*Given request*. Scan the data below for the string "index". Show every line where it turns up.
--- begin Provided information ---
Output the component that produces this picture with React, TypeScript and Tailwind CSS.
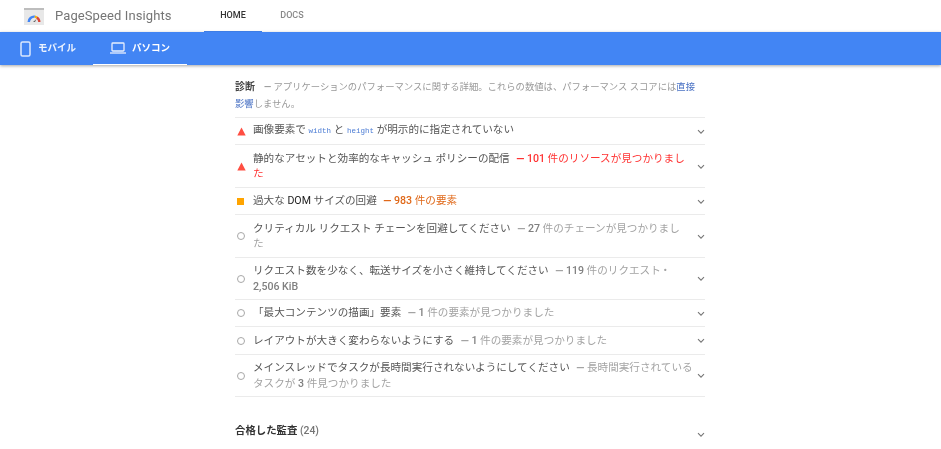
--- end Provided information ---
--- begin Provided information ---
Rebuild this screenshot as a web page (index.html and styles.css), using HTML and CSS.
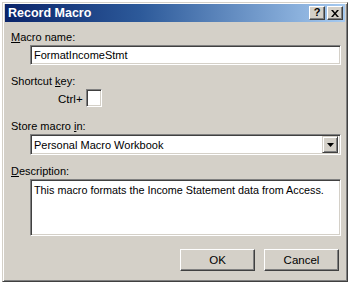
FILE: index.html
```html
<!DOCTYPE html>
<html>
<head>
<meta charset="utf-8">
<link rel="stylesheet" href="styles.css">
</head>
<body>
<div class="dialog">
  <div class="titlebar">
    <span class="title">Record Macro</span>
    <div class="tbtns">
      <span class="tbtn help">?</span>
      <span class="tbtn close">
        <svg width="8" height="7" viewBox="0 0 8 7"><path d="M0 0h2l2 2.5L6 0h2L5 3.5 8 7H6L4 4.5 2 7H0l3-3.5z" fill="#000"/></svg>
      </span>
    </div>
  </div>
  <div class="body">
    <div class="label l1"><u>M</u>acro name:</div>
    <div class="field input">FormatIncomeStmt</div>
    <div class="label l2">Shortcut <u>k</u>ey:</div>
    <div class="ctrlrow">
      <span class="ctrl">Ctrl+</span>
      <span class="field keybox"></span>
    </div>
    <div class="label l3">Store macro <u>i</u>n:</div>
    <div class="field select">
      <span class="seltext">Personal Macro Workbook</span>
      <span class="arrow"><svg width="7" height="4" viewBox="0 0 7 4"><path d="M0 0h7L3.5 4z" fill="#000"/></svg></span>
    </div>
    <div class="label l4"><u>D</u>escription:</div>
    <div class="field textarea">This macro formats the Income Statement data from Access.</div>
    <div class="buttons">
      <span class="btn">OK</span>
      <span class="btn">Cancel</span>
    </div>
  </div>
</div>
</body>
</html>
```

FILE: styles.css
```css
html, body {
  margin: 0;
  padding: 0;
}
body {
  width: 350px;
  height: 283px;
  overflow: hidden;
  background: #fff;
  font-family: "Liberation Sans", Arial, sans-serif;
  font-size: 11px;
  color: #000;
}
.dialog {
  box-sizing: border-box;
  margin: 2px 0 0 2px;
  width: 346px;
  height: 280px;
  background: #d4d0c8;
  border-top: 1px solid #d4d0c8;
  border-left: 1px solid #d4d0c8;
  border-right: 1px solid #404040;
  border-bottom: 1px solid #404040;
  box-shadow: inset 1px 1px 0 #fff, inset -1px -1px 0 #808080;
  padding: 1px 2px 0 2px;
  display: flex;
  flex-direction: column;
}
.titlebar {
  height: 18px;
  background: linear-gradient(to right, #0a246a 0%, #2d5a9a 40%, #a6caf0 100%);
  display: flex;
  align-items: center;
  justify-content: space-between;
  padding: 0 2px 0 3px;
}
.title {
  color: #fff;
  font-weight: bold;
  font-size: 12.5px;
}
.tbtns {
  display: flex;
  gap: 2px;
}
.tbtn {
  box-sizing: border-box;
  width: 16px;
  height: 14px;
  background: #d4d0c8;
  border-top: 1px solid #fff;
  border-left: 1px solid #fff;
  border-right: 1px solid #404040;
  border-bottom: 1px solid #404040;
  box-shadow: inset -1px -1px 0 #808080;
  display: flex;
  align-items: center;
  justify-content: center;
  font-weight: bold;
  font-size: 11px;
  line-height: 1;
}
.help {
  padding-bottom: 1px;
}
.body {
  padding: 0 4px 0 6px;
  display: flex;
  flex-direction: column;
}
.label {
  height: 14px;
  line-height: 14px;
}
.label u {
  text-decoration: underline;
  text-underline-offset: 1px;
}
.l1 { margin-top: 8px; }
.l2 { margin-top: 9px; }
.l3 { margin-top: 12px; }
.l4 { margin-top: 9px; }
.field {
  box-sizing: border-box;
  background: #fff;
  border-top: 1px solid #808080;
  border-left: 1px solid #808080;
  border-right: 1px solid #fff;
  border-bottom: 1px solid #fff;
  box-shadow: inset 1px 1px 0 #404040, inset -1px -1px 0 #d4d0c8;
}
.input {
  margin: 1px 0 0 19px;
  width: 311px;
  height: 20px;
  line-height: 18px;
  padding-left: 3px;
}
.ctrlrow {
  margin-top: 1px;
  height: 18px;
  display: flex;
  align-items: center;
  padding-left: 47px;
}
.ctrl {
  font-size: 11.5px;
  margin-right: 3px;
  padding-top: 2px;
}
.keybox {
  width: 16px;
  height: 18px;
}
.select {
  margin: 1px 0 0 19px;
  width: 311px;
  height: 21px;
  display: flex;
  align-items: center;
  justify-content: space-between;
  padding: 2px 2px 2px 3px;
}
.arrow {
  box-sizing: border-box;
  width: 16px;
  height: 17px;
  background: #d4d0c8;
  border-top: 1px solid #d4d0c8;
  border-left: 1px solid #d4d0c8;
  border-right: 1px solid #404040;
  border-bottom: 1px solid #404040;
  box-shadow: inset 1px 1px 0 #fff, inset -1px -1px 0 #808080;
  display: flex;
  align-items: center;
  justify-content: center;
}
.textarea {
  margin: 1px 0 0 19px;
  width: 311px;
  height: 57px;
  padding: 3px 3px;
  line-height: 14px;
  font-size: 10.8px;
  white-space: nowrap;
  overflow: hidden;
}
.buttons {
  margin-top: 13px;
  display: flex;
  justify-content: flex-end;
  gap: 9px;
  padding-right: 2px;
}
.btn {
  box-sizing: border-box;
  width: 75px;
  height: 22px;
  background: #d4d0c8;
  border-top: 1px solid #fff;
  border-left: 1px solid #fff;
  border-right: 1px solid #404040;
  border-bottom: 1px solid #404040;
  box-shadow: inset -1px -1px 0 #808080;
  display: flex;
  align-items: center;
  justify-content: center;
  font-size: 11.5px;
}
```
--- end Provided information ---
*Reply*.
Rebuild this screenshot as a web page (index.html and styles.css), using HTML and CSS.
FILE: index.html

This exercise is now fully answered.